Memory Allocation Test Program

This program will help you determine if your computer's memory allocation is fragmented, say by badly behaving dll's provided by some vendors.

Works under Windows XP & 2000, possibly others. 

Download the memalloc.exe and memalloc.bat files to a convenient directory, and launch memalloc.bat by double-clicking on it. 

Output will be written to file memalloclog.txt.  In a good case, the output will look roughly like this:

Address 0, length 10000, state 10000 MEM_FREE, type 0 module <directory>\memalloc.exe
Address 10000, length 1000, state 1000 MEM_COMMIT, type 20000 module
... stuff deleted
Address 77e60000, length 1000, state 1000 MEM_COMMIT, type 1000000 module C:\WINDOWS\system32\kernel32.dll
... more stuff deleted
Largest MEM_FREE region = 77790000 (2004418560)    [These values are hex (decimal).]

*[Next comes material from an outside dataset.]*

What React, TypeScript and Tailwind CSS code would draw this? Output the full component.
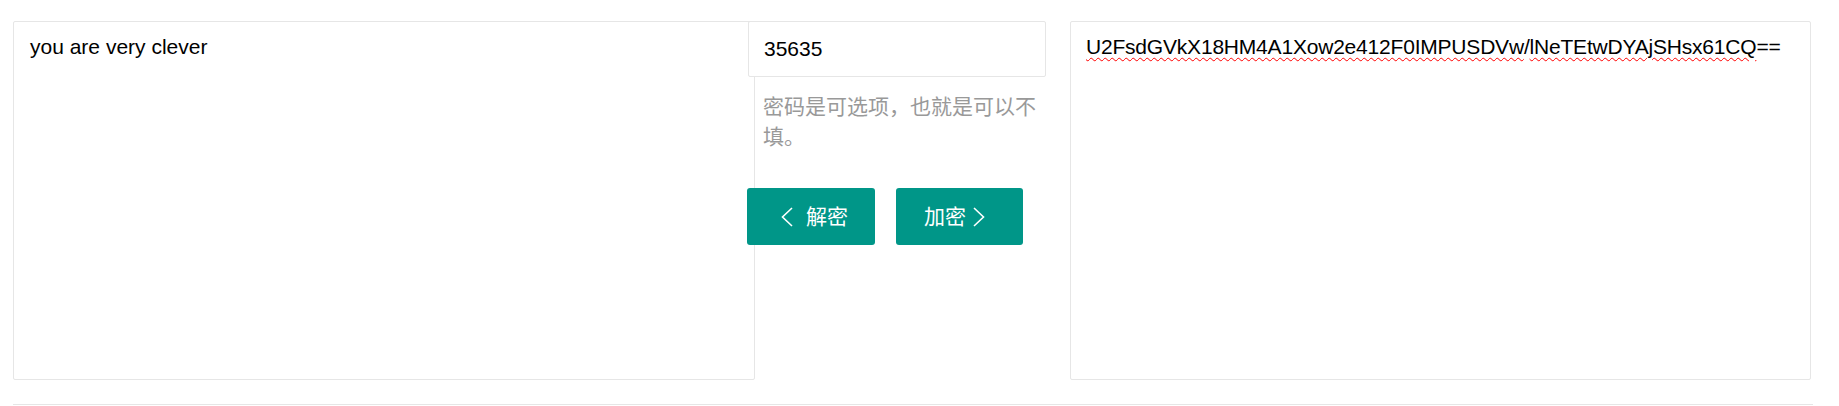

However it may happen that the largest MEM_FREE region is substantially less than 2 GB (which is max address space for a Windows process). In that case you should study the listing to see what is causing your memory to be fragmented.  Sometimes vendor-supplied dll's are hard-coded to live in the middle of process address space, and are installed to run as part of every process whether it uses the dll or not.  If that happens, then you will have to figure out how to keep that dll from getting loaded.  It may be necessary to uninstall the offending software.

I wrote this program to help debug a problem with stitching large panoramas. It turned out that my computer was running two dll's (one from Omnipage and one from Iomega) that essentially chopped the address space for every process into three not-so-big chunks, so that pano12.dll could not stitch large panos. Uninstalling the offending software fixed the problem.


This is free software -- use at your own risk.